Faccio un esempio con me stessa: sono una donna, e vengo discriminata per questo. Ma sono anche bianca e di ceto medio, ho la possibilità di dire la mia su BL Magazine e in Radio senza che nessuno mi arresti (come invece accade, ad esempio, in Egitto). E’ mio compito dunque aiutare le donne (e gli uomini) che questo privilegio sfortunatamente non lo hanno. Utilizzo il mio privilegio per far ottenere dei diritti che a loro vengono meno (e che magari io ho già acquisito) proprio perché la mia voce si sente di più. Esattamente come una persona eterosessuale combatte per i diritti LGBTQIA+. La parola A sta per asexual ma anche per ally, alleato.
L’alleato però non è il portavoce!
Ed attenzione, alleato non significa portavoce. Il portavoce non può essere altro che una persona che subisce in prima persona la discriminazione. Ma gli alleati no, e nella lotta unitaria al patriarcato sono una spinta fondamentale per la parità. Infatti il libro della Corradi è un esempio nudo e crudo di alleanza: la scrittrice non parla, infatti, a nome delle donne rom. Ma porta alla luce scritti e saggi di attiviste e ricercatrici rom che non sono prese in considerazione come le colleghe non rom o i colleghi (uomini). Ha utilizzato quindi il suo privilegio di “bianchezza”(che però va completamente de-costruito) al fine di dare spazio ad una fetta di studiose che hanno subito una vera e propria discriminazione (etnica) accademica.
Queer come termine intersezionale
Altra parola fondamentale, che rappresenta una questione importantissima di lotta “della lingua” è il temine “queer”. Queer è considerato ormai un termine ombrello per indicare una persona che non si riflette nell’eterosessualità e/o nel binarismo maschio/femmina. In italiano significa “strambo” ma in inglese aveva un accezione tutt’altro che positiva. Infatti, in principio, il temine veniva utilizzato in maniera dispregiativa verso gli omosessuali (come il nostro “fr*cio”). Con il passare degli anni la parola è ricomparsa nel linguaggio comune (infatti oggi fa anche parte dell’acronimo LGBTQIA+!).
L* attivist* hanno rivendicato la parola conferendogli un accezione positiva: autodefinendosi queer, hanno depotenziato il significato negativo, autodeterminandosi e riappropriandosi della narrazione della comunità.

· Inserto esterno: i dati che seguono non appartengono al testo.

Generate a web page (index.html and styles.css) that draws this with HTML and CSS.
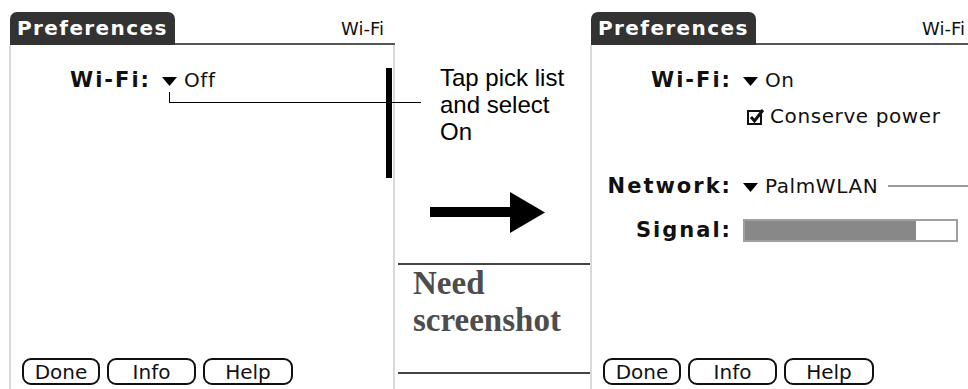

E non solo: racchiudendo in un unico termine tutte le sfumature della sessualità e del genere, si fa un azione estremamente intersezionale. Rende infatti possibile la comprensione e la valorizzazione delle differenze interne, con lo scopo di accomunare tutti nello stesso tipo di oppressione. Diventiamo tutt* de* alleat*.
La parola “queer” e “zingara/o” hanno molto in comune.
Piccolissimo paragrafo sul termine zingaro/a, che è molto simile alla parola queer, proprio perché anch’essa è vista come una parola dispregiativa. In Italia l’Ufficio nazionale contro il razzismo vieta l’uso del termine ignorando però delle comunità intere che tentano di praticare una riappropriazione semantica della parola.
L’utilizzo quindi della parola zingaro nel titolo per la Corradi è un espressione di fiducia verso il potenziale sovversivo di ri-significazione delle parole. E’ inteso come atto politico in divenire. Una vera e propria inversione semiotica dei significati dispotici. Con l’utilizzo di questa parola in realtà indica una crocevia di lotte collettive in un luogo comune al fine di creare alleanza. Perché, esattamente come il queer, la parola zingara racchiude varie comunità più o meno diverse da loro, abbattendo i confini prestabiliti da una società etero-patriarcale.
Un libro estremamente stimolante, che apre finestre di riflessione sul femminismo che è fatto per di vari femminismi. Esattamente come lo è quello rom o quello di qualsiasi altra comunità. E’ riuscita a puntare il riflettore su una questione che in Italia non è poi così tanto trattata. ma che è necessario per la liberazione di tutti e tutte.